Your instructions: Copy every line in which the string "index" occurs.

Supplied data:
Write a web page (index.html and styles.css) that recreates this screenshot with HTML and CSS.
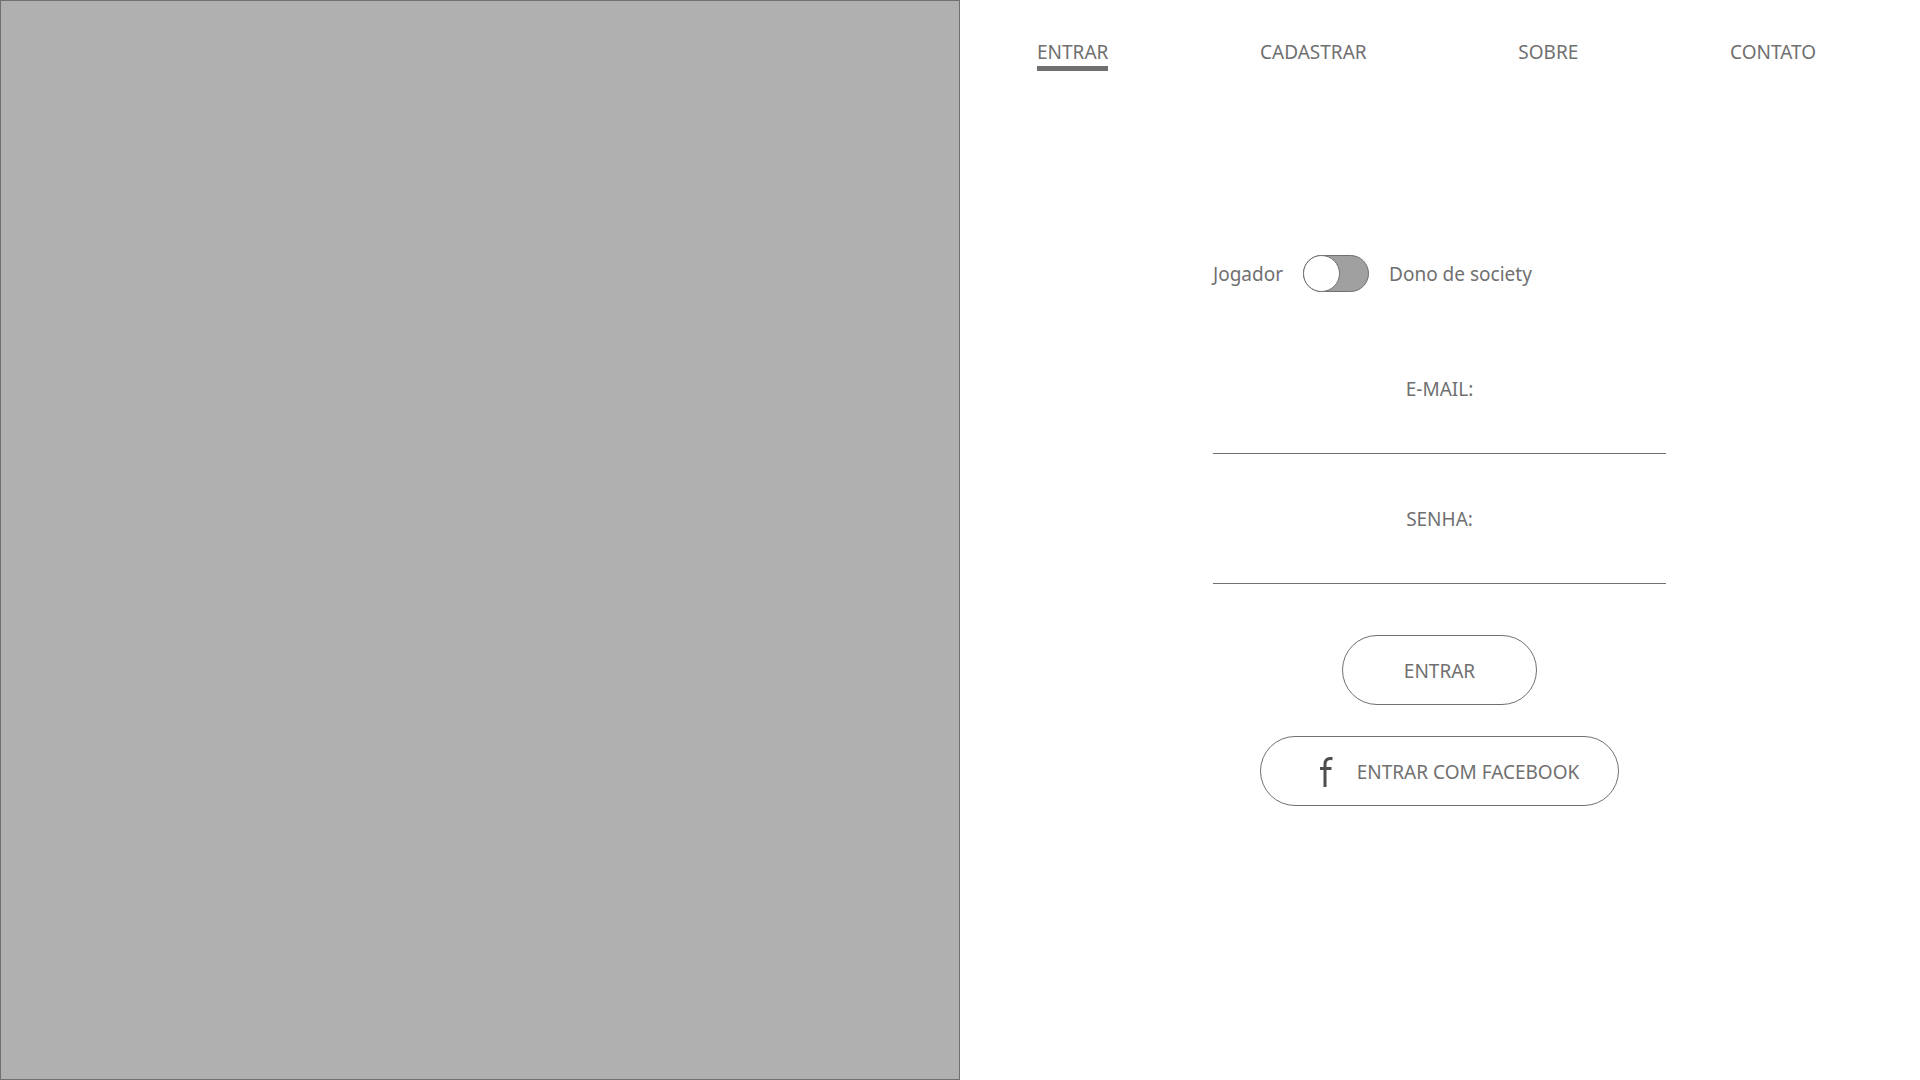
FILE: index.html
```html
<!DOCTYPE html>
<html lang="pt-BR">
<head>
<meta charset="utf-8">
<meta name="viewport" content="width=device-width, initial-scale=1">
<title>Entrar</title>
<link rel="stylesheet" href="styles.css">
</head>
<body>
<div class="page">
  <aside class="cover"></aside>
  <main class="panel">
    <nav class="menu">
      <a class="menu-link active" href="#entrar">ENTRAR</a>
      <a class="menu-link" href="#cadastrar">CADASTRAR</a>
      <a class="menu-link" href="#sobre">SOBRE</a>
      <a class="menu-link" href="#contato">CONTATO</a>
    </nav>
    <form class="login">
      <div class="profile">
        <label for="profile">Jogador</label>
        <input class="switch" id="profile" type="checkbox" role="switch">
        <label for="profile">Dono de society</label>
      </div>
      <div class="field">
        <label for="email">E-MAIL:</label>
        <input class="text-input" id="email" type="email">
      </div>
      <div class="field">
        <label for="password">SENHA:</label>
        <input class="text-input" id="password" type="password">
      </div>
      <div class="actions">
        <button class="button" type="submit">ENTRAR</button>
        <button class="button facebook" type="button">
          <svg class="icon" width="13" height="30" viewBox="0 0 13 30" aria-hidden="true">
            <path d="M12.5 1.7C7.500 .7 5 3 5 7.500V30M0 11.500H11.500" fill="none" stroke="#4d4d4d" stroke-width="3"/>
          </svg>
          ENTRAR COM FACEBOOK
        </button>
      </div>
    </form>
  </main>
</div>
</body>
</html>
```
FILE: styles.css
```css
*,
*::before {
  box-sizing: border-box;
}

body {
  margin: 0;
  background: #fff;
  color: #707070;
  font: 19px/27px "Noto Sans", "Open Sans", sans-serif;
}

.page {
  display: grid;
  grid-template-columns: 1fr 1fr;
  min-height: 100vh;
}

.cover {
  background: #b0b0b0;
  border: 1px solid #707070;
}

.panel {
  padding-right: 1px;
}

.menu {
  display: flex;
  justify-content: space-between;
  padding: 39px 103px 0 77px;
}

.menu-link {
  color: inherit;
  text-decoration: none;
  border-bottom: 5px solid transparent;
}

.menu-link.active {
  border-color: #707070;
}

.login {
  width: 100%;
  max-width: 453px;
  margin: 184px auto 0;
}

.profile {
  display: flex;
  align-items: center;
  gap: 20px;
  margin-bottom: 83px;
}

.profile label {
  padding-top: 2px;
}

.switch {
  appearance: none;
  display: flex;
  width: 66px;
  height: 37px;
  margin: 0;
  background: #a0a0a0;
  border: 1px solid #707070;
  border-radius: 20px;
}

.switch::before {
  content: "";
  width: 37px;
  height: 37px;
  margin: -1px;
  background: #fff;
  border: 1px solid #707070;
  border-radius: 50%;
}

.switch:checked {
  justify-content: flex-end;
}

.field {
  display: flex;
  flex-direction: column;
  margin-bottom: 51px;
  padding-top: 1px;
  text-align: center;
}

.text-input {
  width: 100%;
  height: 51px;
  padding: 0;
  background: none;
  border: 0;
  border-bottom: 1px solid #707070;
  color: inherit;
  font: inherit;
  text-align: center;
}

.actions {
  display: flex;
  flex-direction: column;
  align-items: center;
  gap: 31px;
}

.button {
  display: flex;
  align-items: center;
  justify-content: center;
  min-width: 195px;
  height: 70px;
  padding: 2px 38px 0;
  background: #fff;
  border: 1px solid #707070;
  border-radius: 35px;
  color: inherit;
  font: inherit;
}

.facebook {
  min-width: 359px;
  gap: 24px;
  padding-left: 58px;
}
```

Response to this task:
Write a web page (index.html and styles.css) that recreates this screenshot with HTML and CSS.
FILE: index.html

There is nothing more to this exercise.